I'm scared of the future. And I'm scared of the dark. Mostly though, I'm just scared of the future. Today is December 12, 2013. But what about tomorrow? And the next day? And next year? There is so little that we actually know. Each day comes at us whether we like it or not. Today I'm feeling like I'd love to stay in my bed with my puppy and watch today happen outside my window.

Unfortunately I have to go to class and complete chores just like every other adult. How do we do it? How do we get up every day and step out the door into the unknown? It's terrifying. Anything could happen today; good or bad. Our schedules and plans are just a way for us to try to structure a chaotic world. I apologize for sounding kind of spacey today. Sometimes it feels like I'm watching myself from outside my own body. It's one of those days.

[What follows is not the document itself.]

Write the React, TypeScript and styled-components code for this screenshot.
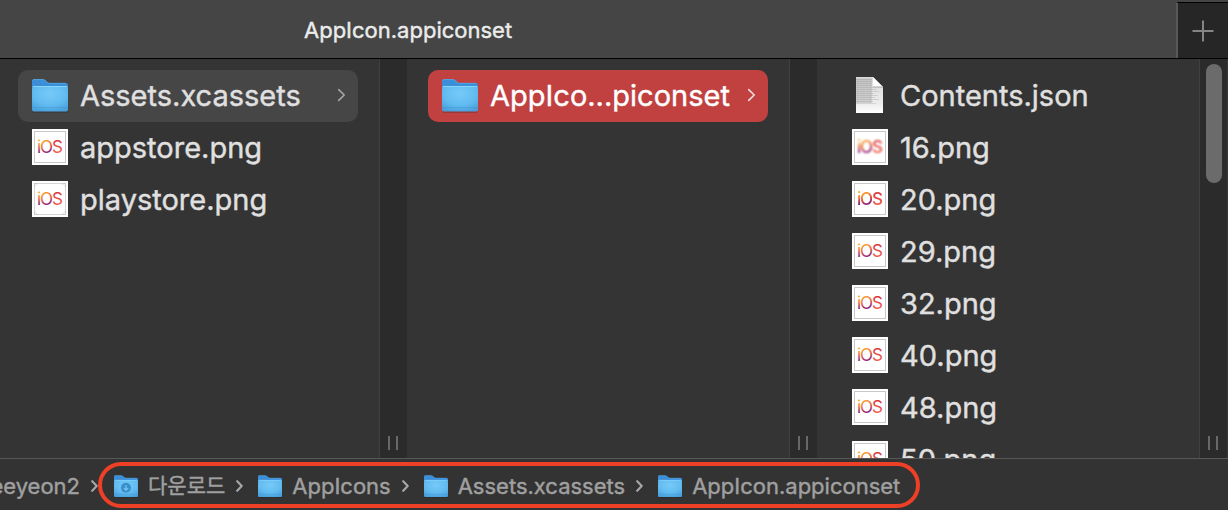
import React from 'react';
import styled, { createGlobalStyle } from 'styled-components';

const GlobalStyle = createGlobalStyle`
  * { box-sizing: border-box; }
  body {
    margin: 0;
    background: #333333;
    font-family: Inter, "Noto Sans CJK KR", sans-serif;
    -webkit-text-stroke: 0.4px currentColor;
  }
  button { font: inherit; color: inherit; background: none; border: 0; padding: 0; margin: 0; }
`;

const Window = styled.div`
  display: flex;
  flex-direction: column;
  height: 100vh;
  overflow: hidden;
`;

const TabBar = styled.header`
  display: flex;
  flex: none;
  height: 59px;
  background: #444544;
  border-bottom: 1px solid #000000;
`;

const TabTitle = styled.h1`
  flex: 1;
  margin: 0;
  padding: 1px 0 0 304px;
  font-size: 22px;
  line-height: 58px;
  font-weight: 400;
  color: #ececec;
  white-space: nowrap;
`;

const NewTab = styled.button`
  width: 52px;
  height: 56px;
  margin-top: 2px;
  display: flex;
  align-items: center;
  justify-content: center;
  background: #262626;
  border-left: 2px solid #585858;
  border-top: 1px solid #000000;
`;

const Columns = styled.main`
  flex: 1;
  min-height: 0;
  display: grid;
  grid-template-columns: 407fr 410fr 411fr;
  grid-template-rows: 100%;
`;

const Column = styled.section`
  display: flex;
  min-width: 0;
  background: #343434;
`;

const FileList = styled.ul<{ $inset: number }>`
  flex: 1;
  min-width: 0;
  margin: 0;
  padding: 11px 21px 0 ${(p) => p.$inset}px;
  list-style: none;
  overflow: hidden;
`;

const FileRow = styled.button<{ $tone?: 'muted' | 'accent' }>`
  display: flex;
  align-items: center;
  gap: 12px;
  width: 100%;
  height: 52px;
  padding: 0 12px 2px 14px;
  border-radius: 10px;
  text-align: left;
  color: ${(p) => (p.$tone === 'accent' ? '#ffffff' : '#e0e0e0')};
  background: ${(p) =>
    p.$tone === 'accent' ? '#c04140' : p.$tone === 'muted' ? '#464646' : 'transparent'};
`;

const FileName = styled.span`
  flex: 1;
  padding-top: 2px;
  font-size: 29px;
  line-height: 36px;
  white-space: nowrap;
`;

const Gutter = styled.div<{ $last?: boolean }>`
  flex: none;
  display: flex;
  flex-direction: column;
  align-items: center;
  justify-content: space-between;
  width: ${(p) => (p.$last ? 29 : 28)}px;
  padding: 5px 0 8px;
  background: #2b2b2b;
  border-left: 1px solid #404040;
  border-right: ${(p) => (p.$last ? '1px solid #383838' : 'none')};
`;

const Thumb = styled.div`
  width: 16px;
  height: 119px;
  margin-left: 1px;
  border-radius: 8px;
  background: #6b6b6b;
`;

const Grip = styled.div`
  width: 10px;
  height: 14px;
  margin-top: auto;
  margin-right: 1px;
  border: solid #686868;
  border-width: 0 2px;
`;

const PathBar = styled.nav`
  flex: none;
  display: flex;
  align-items: center;
  height: 52px;
  border-top: 1px solid #585858;
  background: #333333;
  color: #a0a0a0;
  font-size: 22px;
  line-height: 28px;
  white-space: nowrap;
`;

const Home = styled.div`
  display: flex;
  align-items: center;
  gap: 11px;
  padding-top: 2px;
`;

const HomeCrumb = styled.button`
  display: flex;
  justify-content: flex-end;
  width: 80px;
  overflow: hidden;
`;

const Trail = styled.div`
  display: flex;
  align-items: center;
  height: 46px;
  padding: 2px 16px 0 12px;
  border: 4px solid #ee4026;
  border-radius: 23px;
`;

const Crumb = styled.button`
  display: flex;
  align-items: center;
  gap: 10px;

  :lang(ko) {
    font-size: 21px;
  }
`;

const Separator = styled.span`
  display: flex;
  margin: 0 15px 0 11px;
`;

const Chevron = ({ color, thick }: { color: string; thick?: boolean }) =>
  thick ? (
    <svg width="7" height="12" viewBox="0 0 7 12" fill="none" aria-hidden="true">
      <path d="M1.2 1.2 5.7 6 1.2 10.8" stroke={color} strokeWidth="2.1" strokeLinecap="round" strokeLinejoin="round" />
    </svg>
  ) : (
    <svg width="9" height="14" viewBox="0 0 9 14" fill="none" aria-hidden="true">
      <path d="M1.7 1.6 7.2 7 1.7 12.4" stroke={color} strokeWidth="1.6" strokeLinecap="round" strokeLinejoin="round" />
    </svg>
  );

const FolderIcon = ({ size, download }: { size: number; download?: boolean }) => {
  const id = `folder-${size}${download ? '-d' : ''}`;
  return (
    <svg width={size} height={size} viewBox="0 -1 36 36" aria-hidden="true">
      <defs>
        <radialGradient id={id} cx="0.5" cy="0.3" r="0.75">
          <stop offset="0" stopColor="#76caf8" />
          <stop offset="0.6" stopColor="#62bbf0" />
          <stop offset="1" stopColor="#49a0dc" />
        </radialGradient>
      </defs>
      <path d="M0 3.3Q0 1.2 2 1.2H10.4Q12 1.2 13 2.1L15 4Q16.2 5 17.8 5H34Q36 5 36 7V12H0Z" fill="#3b8fd8" />
      <path d="M.4 2.8Q.8 1.5 2 1.5H10.4Q12 1.5 13 2.4L15 4.3Q16.2 5.3 17.8 5.3H34" fill="none" stroke="#54a9e6" strokeWidth=".8" />
      <path d="M1 34H35" stroke="#222222" strokeOpacity=".5" strokeWidth="1.2" />
      <rect y="8" width="36" height="25.4" rx="1.8" fill={`url(#${id})`} />
      <path d="M1 8.5H35" stroke="#8ad6fb" strokeWidth="1" />
      <path d="M0 29.6H36" stroke="#3d93d0" strokeOpacity=".4" strokeWidth="1" />
      {download && (
        <g fill="none">
          <circle cx="18" cy="19.5" r="7.5" fill="#398fca" />
          <path d="M18 15.5V23M14.8 20.2 18 23.4 21.2 20.2" stroke="#73c5f2" strokeWidth="1.8" />
        </g>
      )}
    </svg>
  );
};

const ImageIcon = ({ id, soft = 0, rounded }: { id: string; soft?: number; rounded?: boolean }) => (
  <svg width="36" height="36" viewBox="0 0 36 36" aria-hidden="true">
    <defs>
      <linearGradient id={`${id}-i`} x1="0" y1="0" x2="0" y2="1">
        <stop offset="0.25" stopColor="#f6b43c" />
        <stop offset="0.5" stopColor="#e0604a" />
        <stop offset="0.75" stopColor="#7a2382" />
      </linearGradient>
      <linearGradient id={`${id}-o`} x1="0.35" y1="0.15" x2="0.55" y2="0.85">
        <stop offset="0.15" stopColor="#f49a35" />
        <stop offset="0.5" stopColor="#e4573f" />
        <stop offset="0.85" stopColor="#8f2478" />
      </linearGradient>
      <linearGradient id={`${id}-s`} x1="0" y1="0" x2="0" y2="1">
        <stop offset="0.2" stopColor="#d93a3c" />
        <stop offset="0.8" stopColor="#f2604d" />
      </linearGradient>
      <filter id={`${id}-f`}>
        <feGaussianBlur stdDeviation={soft} />
      </filter>
    </defs>
    <rect width="36" height="36" fill="#ffffff" />
    <rect x="2.5" y="2.5" width="31" height="31" fill="#ffffff" stroke="#c8c8c8" />
    {rounded && <rect x="2.5" y="2.5" width="31" height="31" rx="5" fill="none" stroke="#dcdcdc" strokeWidth=".7" />}
    <g
      fontFamily="Inter, sans-serif"
      fontSize="17"
      fontWeight={soft ? 500 : 400}
      filter={soft ? `url(#${id}-f)` : undefined}
    >
      <text x="5" y="24" fill={`url(#${id}-i)`}>i</text>
      <text x="8" y="24" fill={`url(#${id}-o)`}>O</text>
      <text x="20" y="24" fill={`url(#${id}-s)`}>S</text>
    </g>
  </svg>
);

const JsonIcon = () => (
  <svg width="36" height="36" viewBox="0 0 36 36" aria-hidden="true">
    <defs>
      <linearGradient id="page" x1="0" y1="0" x2="0" y2="1">
        <stop offset="0" stopColor="#d9d9d9" />
        <stop offset="0.75" stopColor="#ededed" />
        <stop offset="1" stopColor="#ffffff" />
      </linearGradient>
    </defs>
    <path d="M4 0H21L31 10V36H4Z" fill="url(#page)" />
    <g stroke="#8c8c8c" strokeOpacity=".4" strokeWidth=".8">
      <path d="M4.5 2.5H20M4.5 4.5H20M4.5 6.5H20M4.5 8.5H20M4.5 10.5H21" strokeDasharray="2.6 .5" />
      <path d="M4.5 12.5H24M4.5 14.5H27M4.5 16.5H22M4.5 18.5H26M4.5 20.5H23M4.5 22.5H27M4.5 24.5H21M4.5 26.5H24" strokeDasharray="3 .6 1.8 .5" />
    </g>
    <path d="M4 1.5H20V26H4Z" fill="#9a9a9a" fillOpacity=".36" />
    <path d="M21 0V10H31Z" fill="#ffffff" />
    <path d="M21 10H31" stroke="#a4a4a4" />
  </svg>
);

const images = [
  { name: '16.png', soft: 0.8 },
  { name: '20.png', soft: 0.5 },
  { name: '29.png' },
  { name: '32.png' },
  { name: '40.png' },
  { name: '48.png' },
  { name: '50.png' },
];

const trail = [
  { name: '다운로드', lang: 'ko' },
  { name: 'AppIcons', lang: 'en' },
  { name: 'Assets.xcassets', lang: 'en' },
  { name: 'AppIcon.appiconset', lang: 'en' },
];

export default function App() {
  return (
    <Window>
      <GlobalStyle />
      <TabBar>
        <TabTitle>AppIcon.appiconset</TabTitle>
        <NewTab aria-label="New tab">
          <svg width="22" height="22" viewBox="0 0 22 22" aria-hidden="true">
            <path d="M11 .5V21.5M.5 11H21.5" stroke="#858585" strokeWidth="2" />
          </svg>
        </NewTab>
      </TabBar>
      <Columns>
        <Column>
          <FileList $inset={18}>
            <li>
              <FileRow $tone="muted">
                <FolderIcon size={36} />
                <FileName>Assets.xcassets</FileName>
                <Chevron color="#a6a6a6" />
              </FileRow>
            </li>
            <li>
              <FileRow>
                <ImageIcon id="appstore" />
                <FileName>appstore.png</FileName>
              </FileRow>
            </li>
            <li>
              <FileRow>
                <ImageIcon id="playstore" rounded />
                <FileName>playstore.png</FileName>
              </FileRow>
            </li>
          </FileList>
          <Gutter>
            <Grip />
          </Gutter>
        </Column>
        <Column>
          <FileList $inset={21}>
            <li>
              <FileRow $tone="accent">
                <FolderIcon size={36} />
                <FileName>AppIco...piconset</FileName>
                <Chevron color="#f4dcdc" />
              </FileRow>
            </li>
          </FileList>
          <Gutter>
            <Grip />
          </Gutter>
        </Column>
        <Column>
          <FileList $inset={21}>
            <li>
              <FileRow>
                <JsonIcon />
                <FileName>Contents.json</FileName>
              </FileRow>
            </li>
            {images.map((image) => (
              <li key={image.name}>
                <FileRow>
                  <ImageIcon id={`img-${parseInt(image.name, 10)}`} soft={image.soft} />
                  <FileName>{image.name}</FileName>
                </FileRow>
              </li>
            ))}
          </FileList>
          <Gutter $last>
            <Thumb />
            <Grip />
          </Gutter>
        </Column>
      </Columns>
      <PathBar aria-label="Path">
        <Home>
          <HomeCrumb>eeyeon2</HomeCrumb>
          <Chevron color="#a8a8a8" thick />
        </Home>
        <Trail>
          {trail.map(({ name, lang }, index) => (
            <React.Fragment key={name}>
              {index > 0 && (
                <Separator>
                  <Chevron color="#a8a8a8" thick />
                </Separator>
              )}
              <Crumb>
                <FolderIcon size={24} download={index === 0} />
                <span lang={lang}>{name}</span>
              </Crumb>
            </React.Fragment>
          ))}
        </Trail>
      </PathBar>
    </Window>
  );
}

I read today's devotional from Sarah Young's book, "Jesus Calling," before writing this post. Here's what it said:

"I am taking care of you. Feel the warmth and security of being enveloped in My loving Presence. Every detail of your life is under my control. Moreover, everything fits into a pattern for good, to those who love Me and are called according to My design and purpose.

Because the world is in an abnormal, fallen condition, people tend to think that chance governs the universe. Events may seem to occur randomly, with little or no meaning. People who view the world this way have overlooked one basic fact: What you know of the world you inhabit is only the tip of the iceberg. Submerged beneath the surface of the visible world are mysteries too vast for you to comprehend. If you could only see how close I am to you and how constantly I work on your behalf, you would never again doubt that I am wonderfully caring for you. This is why you must live by faith, not by sight; trusting in My mysterious, majestic Presence."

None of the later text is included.